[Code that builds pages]
◆ ◆ ◆ ◆ ◆

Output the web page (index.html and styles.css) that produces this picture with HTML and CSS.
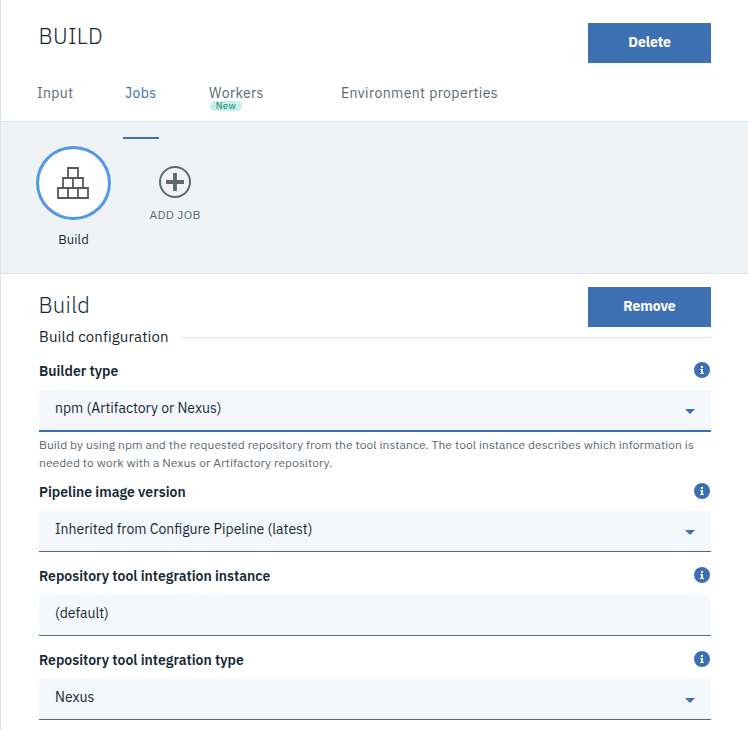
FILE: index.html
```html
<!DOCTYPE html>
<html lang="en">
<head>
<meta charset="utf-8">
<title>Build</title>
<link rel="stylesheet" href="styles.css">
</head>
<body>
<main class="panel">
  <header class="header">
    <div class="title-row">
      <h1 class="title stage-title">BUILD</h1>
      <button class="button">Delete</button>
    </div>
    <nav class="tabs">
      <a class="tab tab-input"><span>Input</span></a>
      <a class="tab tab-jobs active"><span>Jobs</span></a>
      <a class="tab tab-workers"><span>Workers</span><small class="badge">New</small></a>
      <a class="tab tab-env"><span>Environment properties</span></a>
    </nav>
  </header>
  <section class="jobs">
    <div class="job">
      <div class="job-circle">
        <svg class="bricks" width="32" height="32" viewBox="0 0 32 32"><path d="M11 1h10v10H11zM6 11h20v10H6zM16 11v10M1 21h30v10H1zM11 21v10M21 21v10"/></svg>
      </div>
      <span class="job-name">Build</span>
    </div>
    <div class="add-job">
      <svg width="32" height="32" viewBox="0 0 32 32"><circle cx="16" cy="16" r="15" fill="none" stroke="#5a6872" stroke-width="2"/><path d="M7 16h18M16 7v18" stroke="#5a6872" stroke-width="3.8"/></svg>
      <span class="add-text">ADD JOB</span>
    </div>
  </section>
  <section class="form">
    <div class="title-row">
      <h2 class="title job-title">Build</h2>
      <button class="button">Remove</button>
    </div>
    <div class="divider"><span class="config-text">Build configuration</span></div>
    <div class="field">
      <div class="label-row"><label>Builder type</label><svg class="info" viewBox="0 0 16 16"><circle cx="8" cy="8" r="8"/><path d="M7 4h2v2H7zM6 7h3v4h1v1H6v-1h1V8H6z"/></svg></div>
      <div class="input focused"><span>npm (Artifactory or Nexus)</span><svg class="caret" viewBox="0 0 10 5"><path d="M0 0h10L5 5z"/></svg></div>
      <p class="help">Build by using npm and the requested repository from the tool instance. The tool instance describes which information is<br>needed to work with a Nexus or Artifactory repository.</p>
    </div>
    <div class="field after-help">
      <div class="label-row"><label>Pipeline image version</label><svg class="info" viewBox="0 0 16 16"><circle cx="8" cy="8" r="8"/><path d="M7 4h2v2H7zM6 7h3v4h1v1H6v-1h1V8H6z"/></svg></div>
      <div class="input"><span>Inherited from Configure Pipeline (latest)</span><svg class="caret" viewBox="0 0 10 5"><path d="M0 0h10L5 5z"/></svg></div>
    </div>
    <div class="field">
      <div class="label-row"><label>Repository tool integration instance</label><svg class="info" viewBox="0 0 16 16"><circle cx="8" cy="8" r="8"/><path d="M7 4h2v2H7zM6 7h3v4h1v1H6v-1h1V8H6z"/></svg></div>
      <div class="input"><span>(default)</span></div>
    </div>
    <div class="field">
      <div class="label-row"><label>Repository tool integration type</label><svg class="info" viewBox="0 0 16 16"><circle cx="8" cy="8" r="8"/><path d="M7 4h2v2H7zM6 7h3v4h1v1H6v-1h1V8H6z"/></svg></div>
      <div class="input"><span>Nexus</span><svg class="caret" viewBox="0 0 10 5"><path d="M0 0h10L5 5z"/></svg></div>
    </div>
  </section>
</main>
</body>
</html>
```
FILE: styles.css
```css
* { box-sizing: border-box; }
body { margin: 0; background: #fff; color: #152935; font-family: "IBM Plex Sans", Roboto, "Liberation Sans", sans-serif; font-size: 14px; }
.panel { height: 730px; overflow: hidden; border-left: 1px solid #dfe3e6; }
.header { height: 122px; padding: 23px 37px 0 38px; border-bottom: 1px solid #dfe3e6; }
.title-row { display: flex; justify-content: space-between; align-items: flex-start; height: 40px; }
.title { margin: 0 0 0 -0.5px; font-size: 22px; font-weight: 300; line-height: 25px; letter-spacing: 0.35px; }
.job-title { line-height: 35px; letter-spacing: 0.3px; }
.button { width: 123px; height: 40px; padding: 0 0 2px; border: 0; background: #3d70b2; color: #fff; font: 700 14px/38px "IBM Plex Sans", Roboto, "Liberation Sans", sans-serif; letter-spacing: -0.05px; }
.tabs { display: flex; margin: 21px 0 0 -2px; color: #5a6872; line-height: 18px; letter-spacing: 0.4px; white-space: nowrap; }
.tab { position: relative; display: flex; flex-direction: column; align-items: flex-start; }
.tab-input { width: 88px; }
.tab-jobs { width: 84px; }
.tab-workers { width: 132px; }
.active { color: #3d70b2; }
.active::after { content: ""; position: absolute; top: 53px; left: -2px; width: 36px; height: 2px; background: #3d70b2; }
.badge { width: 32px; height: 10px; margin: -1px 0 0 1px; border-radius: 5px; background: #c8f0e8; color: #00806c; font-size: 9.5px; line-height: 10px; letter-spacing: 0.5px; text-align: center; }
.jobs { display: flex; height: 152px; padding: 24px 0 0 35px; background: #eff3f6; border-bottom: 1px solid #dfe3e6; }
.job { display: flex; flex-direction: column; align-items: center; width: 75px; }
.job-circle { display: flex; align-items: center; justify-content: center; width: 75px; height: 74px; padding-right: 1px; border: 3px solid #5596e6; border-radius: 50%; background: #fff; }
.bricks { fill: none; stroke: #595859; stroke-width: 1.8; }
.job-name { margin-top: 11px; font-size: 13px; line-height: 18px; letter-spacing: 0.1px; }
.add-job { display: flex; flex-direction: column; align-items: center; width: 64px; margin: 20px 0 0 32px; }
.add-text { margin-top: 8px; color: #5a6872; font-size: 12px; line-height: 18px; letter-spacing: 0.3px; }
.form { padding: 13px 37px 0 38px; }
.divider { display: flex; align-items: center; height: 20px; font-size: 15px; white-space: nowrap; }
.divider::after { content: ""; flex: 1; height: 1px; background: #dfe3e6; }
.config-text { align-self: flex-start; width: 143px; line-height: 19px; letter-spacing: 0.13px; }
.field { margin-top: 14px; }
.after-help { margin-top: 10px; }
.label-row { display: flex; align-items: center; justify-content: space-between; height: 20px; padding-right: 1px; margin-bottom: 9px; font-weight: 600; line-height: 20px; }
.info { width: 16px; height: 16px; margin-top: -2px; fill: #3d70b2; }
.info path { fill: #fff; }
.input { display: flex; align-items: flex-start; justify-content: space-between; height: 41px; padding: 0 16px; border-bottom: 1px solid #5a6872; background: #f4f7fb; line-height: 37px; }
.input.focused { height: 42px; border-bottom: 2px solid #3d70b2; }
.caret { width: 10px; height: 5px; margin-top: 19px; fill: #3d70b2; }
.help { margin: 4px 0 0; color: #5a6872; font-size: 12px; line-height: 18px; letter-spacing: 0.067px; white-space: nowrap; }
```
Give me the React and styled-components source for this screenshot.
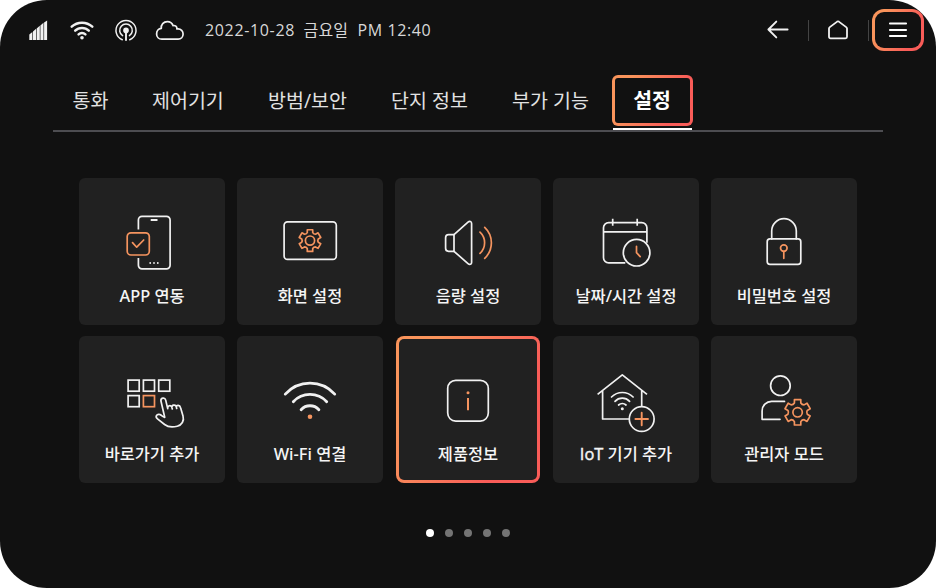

◆ ◆ ◆ ◆ ◆

→ Task instructions: Reproduce all of the data exactly; the pictures do not belong in the copy.

→ Answer to the problem:
Output the web page (index.html and styles.css) that produces this picture with HTML and CSS.
FILE: index.html
```html
<!DOCTYPE html>
<html lang="en">
<head>
<meta charset="utf-8">
<title>Build</title>
<link rel="stylesheet" href="styles.css">
</head>
<body>
<main class="panel">
  <header class="header">
    <div class="title-row">
      <h1 class="title stage-title">BUILD</h1>
      <button class="button">Delete</button>
    </div>
    <nav class="tabs">
      <a class="tab tab-input"><span>Input</span></a>
      <a class="tab tab-jobs active"><span>Jobs</span></a>
      <a class="tab tab-workers"><span>Workers</span><small class="badge">New</small></a>
      <a class="tab tab-env"><span>Environment properties</span></a>
    </nav>
  </header>
  <section class="jobs">
    <div class="job">
      <div class="job-circle">
        <svg class="bricks" width="32" height="32" viewBox="0 0 32 32"><path d="M11 1h10v10H11zM6 11h20v10H6zM16 11v10M1 21h30v10H1zM11 21v10M21 21v10"/></svg>
      </div>
      <span class="job-name">Build</span>
    </div>
    <div class="add-job">
      <svg width="32" height="32" viewBox="0 0 32 32"><circle cx="16" cy="16" r="15" fill="none" stroke="#5a6872" stroke-width="2"/><path d="M7 16h18M16 7v18" stroke="#5a6872" stroke-width="3.8"/></svg>
      <span class="add-text">ADD JOB</span>
    </div>
  </section>
  <section class="form">
    <div class="title-row">
      <h2 class="title job-title">Build</h2>
      <button class="button">Remove</button>
    </div>
    <div class="divider"><span class="config-text">Build configuration</span></div>
    <div class="field">
      <div class="label-row"><label>Builder type</label><svg class="info" viewBox="0 0 16 16"><circle cx="8" cy="8" r="8"/><path d="M7 4h2v2H7zM6 7h3v4h1v1H6v-1h1V8H6z"/></svg></div>
      <div class="input focused"><span>npm (Artifactory or Nexus)</span><svg class="caret" viewBox="0 0 10 5"><path d="M0 0h10L5 5z"/></svg></div>
      <p class="help">Build by using npm and the requested repository from the tool instance. The tool instance describes which information is<br>needed to work with a Nexus or Artifactory repository.</p>
    </div>
    <div class="field after-help">
      <div class="label-row"><label>Pipeline image version</label><svg class="info" viewBox="0 0 16 16"><circle cx="8" cy="8" r="8"/><path d="M7 4h2v2H7zM6 7h3v4h1v1H6v-1h1V8H6z"/></svg></div>
      <div class="input"><span>Inherited from Configure Pipeline (latest)</span><svg class="caret" viewBox="0 0 10 5"><path d="M0 0h10L5 5z"/></svg></div>
    </div>
    <div class="field">
      <div class="label-row"><label>Repository tool integration instance</label><svg class="info" viewBox="0 0 16 16"><circle cx="8" cy="8" r="8"/><path d="M7 4h2v2H7zM6 7h3v4h1v1H6v-1h1V8H6z"/></svg></div>
      <div class="input"><span>(default)</span></div>
    </div>
    <div class="field">
      <div class="label-row"><label>Repository tool integration type</label><svg class="info" viewBox="0 0 16 16"><circle cx="8" cy="8" r="8"/><path d="M7 4h2v2H7zM6 7h3v4h1v1H6v-1h1V8H6z"/></svg></div>
      <div class="input"><span>Nexus</span><svg class="caret" viewBox="0 0 10 5"><path d="M0 0h10L5 5z"/></svg></div>
    </div>
  </section>
</main>
</body>
</html>
```
FILE: styles.css
```css
* { box-sizing: border-box; }
body { margin: 0; background: #fff; color: #152935; font-family: "IBM Plex Sans", Roboto, "Liberation Sans", sans-serif; font-size: 14px; }
.panel { height: 730px; overflow: hidden; border-left: 1px solid #dfe3e6; }
.header { height: 122px; padding: 23px 37px 0 38px; border-bottom: 1px solid #dfe3e6; }
.title-row { display: flex; justify-content: space-between; align-items: flex-start; height: 40px; }
.title { margin: 0 0 0 -0.5px; font-size: 22px; font-weight: 300; line-height: 25px; letter-spacing: 0.35px; }
.job-title { line-height: 35px; letter-spacing: 0.3px; }
.button { width: 123px; height: 40px; padding: 0 0 2px; border: 0; background: #3d70b2; color: #fff; font: 700 14px/38px "IBM Plex Sans", Roboto, "Liberation Sans", sans-serif; letter-spacing: -0.05px; }
.tabs { display: flex; margin: 21px 0 0 -2px; color: #5a6872; line-height: 18px; letter-spacing: 0.4px; white-space: nowrap; }
.tab { position: relative; display: flex; flex-direction: column; align-items: flex-start; }
.tab-input { width: 88px; }
.tab-jobs { width: 84px; }
.tab-workers { width: 132px; }
.active { color: #3d70b2; }
.active::after { content: ""; position: absolute; top: 53px; left: -2px; width: 36px; height: 2px; background: #3d70b2; }
.badge { width: 32px; height: 10px; margin: -1px 0 0 1px; border-radius: 5px; background: #c8f0e8; color: #00806c; font-size: 9.5px; line-height: 10px; letter-spacing: 0.5px; text-align: center; }
.jobs { display: flex; height: 152px; padding: 24px 0 0 35px; background: #eff3f6; border-bottom: 1px solid #dfe3e6; }
.job { display: flex; flex-direction: column; align-items: center; width: 75px; }
.job-circle { display: flex; align-items: center; justify-content: center; width: 75px; height: 74px; padding-right: 1px; border: 3px solid #5596e6; border-radius: 50%; background: #fff; }
.bricks { fill: none; stroke: #595859; stroke-width: 1.8; }
.job-name { margin-top: 11px; font-size: 13px; line-height: 18px; letter-spacing: 0.1px; }
.add-job { display: flex; flex-direction: column; align-items: center; width: 64px; margin: 20px 0 0 32px; }
.add-text { margin-top: 8px; color: #5a6872; font-size: 12px; line-height: 18px; letter-spacing: 0.3px; }
.form { padding: 13px 37px 0 38px; }
.divider { display: flex; align-items: center; height: 20px; font-size: 15px; white-space: nowrap; }
.divider::after { content: ""; flex: 1; height: 1px; background: #dfe3e6; }
.config-text { align-self: flex-start; width: 143px; line-height: 19px; letter-spacing: 0.13px; }
.field { margin-top: 14px; }
.after-help { margin-top: 10px; }
.label-row { display: flex; align-items: center; justify-content: space-between; height: 20px; padding-right: 1px; margin-bottom: 9px; font-weight: 600; line-height: 20px; }
.info { width: 16px; height: 16px; margin-top: -2px; fill: #3d70b2; }
.info path { fill: #fff; }
.input { display: flex; align-items: flex-start; justify-content: space-between; height: 41px; padding: 0 16px; border-bottom: 1px solid #5a6872; background: #f4f7fb; line-height: 37px; }
.input.focused { height: 42px; border-bottom: 2px solid #3d70b2; }
.caret { width: 10px; height: 5px; margin-top: 19px; fill: #3d70b2; }
.help { margin: 4px 0 0; color: #5a6872; font-size: 12px; line-height: 18px; letter-spacing: 0.067px; white-space: nowrap; }
```
Give me the React and styled-components source for this screenshot.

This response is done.